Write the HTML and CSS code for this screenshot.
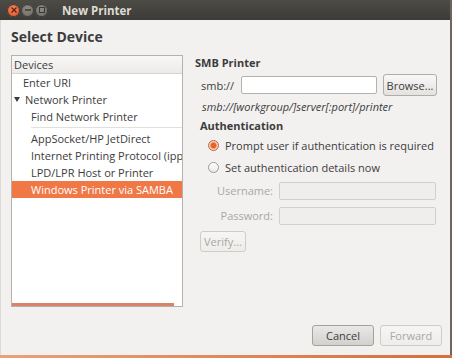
FILE: index.html
```html
<!DOCTYPE html>
<html>
<head>
<meta charset="utf-8">
<link rel="stylesheet" href="styles.css">
</head>
<body>
<div class="window">
  <div class="titlebar">
    <div class="wbtns">
      <span class="wb close"><svg width="8" height="8" viewBox="0 0 8 8"><path d="M1.5 1.5L6.5 6.5M6.5 1.5L1.5 6.5" stroke="#5a2210" stroke-width="1.3"/></svg></span>
      <span class="wb"><svg width="8" height="8" viewBox="0 0 8 8"><path d="M1 4H7" stroke="#3a3934" stroke-width="1.5"/></svg></span>
      <span class="wb"><svg width="8" height="8" viewBox="0 0 8 8"><rect x="1.5" y="1.5" width="5" height="5" fill="none" stroke="#3a3934" stroke-width="1"/></svg></span>
    </div>
    <div class="title">New Printer</div>
  </div>
  <div class="content">
    <div class="heading">Select Device</div>
    <div class="main">
      <div class="list">
        <div class="lhead">Devices</div>
        <div class="row l1">Enter URI</div>
        <div class="row l0"><span class="tri"></span>Network Printer</div>
        <div class="row l2">Find Network Printer</div>
        <div class="sep"></div>
        <div class="row l2">AppSocket/HP JetDirect</div>
        <div class="row l2">Internet Printing Protocol (ipp)</div>
        <div class="row l2">LPD/LPR Host or Printer</div>
        <div class="row l2 sel">Windows Printer via SAMBA</div>
        <div class="lfill"></div>
        <div class="hscroll"></div>
      </div>
      <div class="panel">
        <div class="sect">SMB Printer</div>
        <div class="smbrow">
          <span class="lbl">smb://</span>
          <span class="entry smb"></span>
          <span class="btn browse">Browse...</span>
        </div>
        <div class="hint">smb://[workgroup/]server[:port]/printer</div>
        <div class="sect auth">Authentication</div>
        <div class="radio"><span class="rb on"></span>Prompt user if authentication is required</div>
        <div class="radio"><span class="rb"></span>Set authentication details now</div>
        <div class="field"><span class="flbl">Username:</span><span class="entry dis"></span></div>
        <div class="field"><span class="flbl">Password:</span><span class="entry dis"></span></div>
        <div class="verify"><span class="btn dbtn">Verify...</span></div>
      </div>
    </div>
    <div class="bottom">
      <span class="btn bb">Cancel</span>
      <span class="btn bb dbtn">Forward</span>
    </div>
  </div>
</div>
<div class="desk"></div>
</body>
</html>
```

FILE: styles.css
```css
html, body { margin: 0; padding: 0; }
body {
  width: 452px; height: 358px; overflow: hidden;
  background: #d9835a;
  font-family: "Open Sans", "DejaVu Sans", sans-serif;
  font-size: 11px; color: #3c3c3c;
}
.window {
  width: 450px; height: 355px;
  background: #f2f1f0;
  border-right: 2px solid #6b6660;
  display: flex; flex-direction: column;
}
.desk { height: 3px; background: linear-gradient(90deg,#e8a27a,#d66f3c); }
.titlebar {
  height: 20px; flex: none;
  background: linear-gradient(#4d4b46, #3c3b37);
  display: flex; align-items: center;
}
.wbtns { display: flex; gap: 1px; margin-left: 7px; }
.wb {
  width: 13px; height: 13px; border-radius: 50%;
  background: radial-gradient(circle at 50% 35%, #8e8b84, #6a6761);
  display: flex; align-items: center; justify-content: center;
  box-shadow: inset 0 0 0 1px #3a3934;
}
.wb.close { background: radial-gradient(circle at 50% 35%, #f5875a, #d9501f); }
.title {
  margin-left: 14px; color: #dfdbd2; font-weight: bold; font-size: 11.5px;
}
.content {
  flex: 1; display: flex; flex-direction: column;
  padding: 0 0 0 10px;
  border-left: 1px solid #dcdad6;
}
.heading { font-weight: bold; font-size: 14px; margin-top: 7px; height: 20px; line-height: 20px; color: #3c3c3c; }
.main { display: flex; margin-top: 8px; height: 252px; }
.list {
  width: 170px; height: 250px;
  border: 1px solid #b5b2ad; background: #fff;
  display: flex; flex-direction: column; position: relative;
}
.lhead {
  height: 17px; line-height: 17px; padding-left: 2px;
  background: linear-gradient(#f7f7f6, #ecebe9);
  border-bottom: 1px solid #d6d4d0;
}
.row { height: 17px; line-height: 17px; white-space: nowrap; overflow: hidden; }
.l0 { padding-left: 2px; display: flex; align-items: center; }
.l1 { padding-left: 11px; }
.l2 { padding-left: 19px; }
.tri {
  width: 0; height: 0; margin-right: 5px;
  border-left: 3px solid transparent; border-right: 3px solid transparent;
  border-top: 5px solid #3c3c3c;
}
.sep { height: 1px; background: #e2e0dc; margin: 2px 0 2px 19px; }
.sel { background: #f07746; color: #fff; }
.lfill { flex: 1; }
.hscroll { height: 3px; background: #d9846a; margin: 0 8px 0 0; }
.panel { flex: 1; padding-left: 12px; }
.sect { font-weight: bold; height: 16px; line-height: 16px; margin-top: 0; }
.smbrow { display: flex; align-items: center; margin-top: 3px; height: 22px; padding-left: 6px; }
.lbl { width: 40px; }
.entry {
  display: block; height: 18px; box-sizing: border-box;
  border: 1px solid #b4b1ac; border-radius: 2px; background: #fff;
}
.smb { width: 136px; }
.btn {
  display: inline-flex; align-items: center; justify-content: center;
  box-sizing: border-box; border: 1px solid #b0ada8; border-radius: 3px;
  background: linear-gradient(#f8f8f7, #e4e2df);
}
.browse { width: 54px; height: 22px; margin-left: 6px; }
.hint { font-style: italic; height: 20px; line-height: 20px; padding-left: 7px; margin-top: 1px; }
.auth { margin-top: 1px; padding-left: 5px; }
.radio { display: flex; align-items: center; height: 22px; padding-left: 13px; }
.rb {
  width: 11px; height: 11px; border-radius: 50%; box-sizing: border-box;
  border: 1px solid #9e9b96; background: linear-gradient(#fff, #e9e8e6);
  margin-right: 6px;
}
.rb.on {
  border-color: #b9663f;
  background: radial-gradient(circle, #e8602a 0 2.5px, #f7c9b2 3.5px, #f3e6df 100%);
}
.field { display: flex; align-items: center; height: 25px; }
.flbl { width: 84px; text-align: right; padding-right: 6px; box-sizing: border-box; color: #a9a7a3; }
.entry.dis { width: 157px; height: 18px; background: #efeeec; border-color: #d2d0cc; }
.verify { margin-top: 3px; padding-left: 5px; }
.dbtn { color: #a9a7a3; border-color: #cfccc8; background: linear-gradient(#f6f5f4, #eeedeb); }
.verify .btn { width: 46px; height: 21px; }
.bottom { display: flex; justify-content: flex-end; gap: 6px; padding-right: 8px; margin-top: 18px; }
.bb { width: 62px; height: 21px; }
.bottom .btn:first-child { background: linear-gradient(#e9e8e6, #d3d1ce); border-color: #a5a29d; }
```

☆ ☆ ☆ ☆ ☆

Repeat the listing in full and exactly. Do not include any images.

- [RESULT OF THIS TASK]:
Write the HTML and CSS code for this screenshot.
FILE: index.html
```html
<!DOCTYPE html>
<html>
<head>
<meta charset="utf-8">
<link rel="stylesheet" href="styles.css">
</head>
<body>
<div class="window">
  <div class="titlebar">
    <div class="wbtns">
      <span class="wb close"><svg width="8" height="8" viewBox="0 0 8 8"><path d="M1.5 1.5L6.5 6.5M6.5 1.5L1.5 6.5" stroke="#5a2210" stroke-width="1.3"/></svg></span>
      <span class="wb"><svg width="8" height="8" viewBox="0 0 8 8"><path d="M1 4H7" stroke="#3a3934" stroke-width="1.5"/></svg></span>
      <span class="wb"><svg width="8" height="8" viewBox="0 0 8 8"><rect x="1.5" y="1.5" width="5" height="5" fill="none" stroke="#3a3934" stroke-width="1"/></svg></span>
    </div>
    <div class="title">New Printer</div>
  </div>
  <div class="content">
    <div class="heading">Select Device</div>
    <div class="main">
      <div class="list">
        <div class="lhead">Devices</div>
        <div class="row l1">Enter URI</div>
        <div class="row l0"><span class="tri"></span>Network Printer</div>
        <div class="row l2">Find Network Printer</div>
        <div class="sep"></div>
        <div class="row l2">AppSocket/HP JetDirect</div>
        <div class="row l2">Internet Printing Protocol (ipp)</div>
        <div class="row l2">LPD/LPR Host or Printer</div>
        <div class="row l2 sel">Windows Printer via SAMBA</div>
        <div class="lfill"></div>
        <div class="hscroll"></div>
      </div>
      <div class="panel">
        <div class="sect">SMB Printer</div>
        <div class="smbrow">
          <span class="lbl">smb://</span>
          <span class="entry smb"></span>
          <span class="btn browse">Browse...</span>
        </div>
        <div class="hint">smb://[workgroup/]server[:port]/printer</div>
        <div class="sect auth">Authentication</div>
        <div class="radio"><span class="rb on"></span>Prompt user if authentication is required</div>
        <div class="radio"><span class="rb"></span>Set authentication details now</div>
        <div class="field"><span class="flbl">Username:</span><span class="entry dis"></span></div>
        <div class="field"><span class="flbl">Password:</span><span class="entry dis"></span></div>
        <div class="verify"><span class="btn dbtn">Verify...</span></div>
      </div>
    </div>
    <div class="bottom">
      <span class="btn bb">Cancel</span>
      <span class="btn bb dbtn">Forward</span>
    </div>
  </div>
</div>
<div class="desk"></div>
</body>
</html>
```

FILE: styles.css
```css
html, body { margin: 0; padding: 0; }
body {
  width: 452px; height: 358px; overflow: hidden;
  background: #d9835a;
  font-family: "Open Sans", "DejaVu Sans", sans-serif;
  font-size: 11px; color: #3c3c3c;
}
.window {
  width: 450px; height: 355px;
  background: #f2f1f0;
  border-right: 2px solid #6b6660;
  display: flex; flex-direction: column;
}
.desk { height: 3px; background: linear-gradient(90deg,#e8a27a,#d66f3c); }
.titlebar {
  height: 20px; flex: none;
  background: linear-gradient(#4d4b46, #3c3b37);
  display: flex; align-items: center;
}
.wbtns { display: flex; gap: 1px; margin-left: 7px; }
.wb {
  width: 13px; height: 13px; border-radius: 50%;
  background: radial-gradient(circle at 50% 35%, #8e8b84, #6a6761);
  display: flex; align-items: center; justify-content: center;
  box-shadow: inset 0 0 0 1px #3a3934;
}
.wb.close { background: radial-gradient(circle at 50% 35%, #f5875a, #d9501f); }
.title {
  margin-left: 14px; color: #dfdbd2; font-weight: bold; font-size: 11.5px;
}
.content {
  flex: 1; display: flex; flex-direction: column;
  padding: 0 0 0 10px;
  border-left: 1px solid #dcdad6;
}
.heading { font-weight: bold; font-size: 14px; margin-top: 7px; height: 20px; line-height: 20px; color: #3c3c3c; }
.main { display: flex; margin-top: 8px; height: 252px; }
.list {
  width: 170px; height: 250px;
  border: 1px solid #b5b2ad; background: #fff;
  display: flex; flex-direction: column; position: relative;
}
.lhead {
  height: 17px; line-height: 17px; padding-left: 2px;
  background: linear-gradient(#f7f7f6, #ecebe9);
  border-bottom: 1px solid #d6d4d0;
}
.row { height: 17px; line-height: 17px; white-space: nowrap; overflow: hidden; }
.l0 { padding-left: 2px; display: flex; align-items: center; }
.l1 { padding-left: 11px; }
.l2 { padding-left: 19px; }
.tri {
  width: 0; height: 0; margin-right: 5px;
  border-left: 3px solid transparent; border-right: 3px solid transparent;
  border-top: 5px solid #3c3c3c;
}
.sep { height: 1px; background: #e2e0dc; margin: 2px 0 2px 19px; }
.sel { background: #f07746; color: #fff; }
.lfill { flex: 1; }
.hscroll { height: 3px; background: #d9846a; margin: 0 8px 0 0; }
.panel { flex: 1; padding-left: 12px; }
.sect { font-weight: bold; height: 16px; line-height: 16px; margin-top: 0; }
.smbrow { display: flex; align-items: center; margin-top: 3px; height: 22px; padding-left: 6px; }
.lbl { width: 40px; }
.entry {
  display: block; height: 18px; box-sizing: border-box;
  border: 1px solid #b4b1ac; border-radius: 2px; background: #fff;
}
.smb { width: 136px; }
.btn {
  display: inline-flex; align-items: center; justify-content: center;
  box-sizing: border-box; border: 1px solid #b0ada8; border-radius: 3px;
  background: linear-gradient(#f8f8f7, #e4e2df);
}
.browse { width: 54px; height: 22px; margin-left: 6px; }
.hint { font-style: italic; height: 20px; line-height: 20px; padding-left: 7px; margin-top: 1px; }
.auth { margin-top: 1px; padding-left: 5px; }
.radio { display: flex; align-items: center; height: 22px; padding-left: 13px; }
.rb {
  width: 11px; height: 11px; border-radius: 50%; box-sizing: border-box;
  border: 1px solid #9e9b96; background: linear-gradient(#fff, #e9e8e6);
  margin-right: 6px;
}
.rb.on {
  border-color: #b9663f;
  background: radial-gradient(circle, #e8602a 0 2.5px, #f7c9b2 3.5px, #f3e6df 100%);
}
.field { display: flex; align-items: center; height: 25px; }
.flbl { width: 84px; text-align: right; padding-right: 6px; box-sizing: border-box; color: #a9a7a3; }
.entry.dis { width: 157px; height: 18px; background: #efeeec; border-color: #d2d0cc; }
.verify { margin-top: 3px; padding-left: 5px; }
.dbtn { color: #a9a7a3; border-color: #cfccc8; background: linear-gradient(#f6f5f4, #eeedeb); }
.verify .btn { width: 46px; height: 21px; }
.bottom { display: flex; justify-content: flex-end; gap: 6px; padding-right: 8px; margin-top: 18px; }
.bb { width: 62px; height: 21px; }
.bottom .btn:first-child { background: linear-gradient(#e9e8e6, #d3d1ce); border-color: #a5a29d; }
```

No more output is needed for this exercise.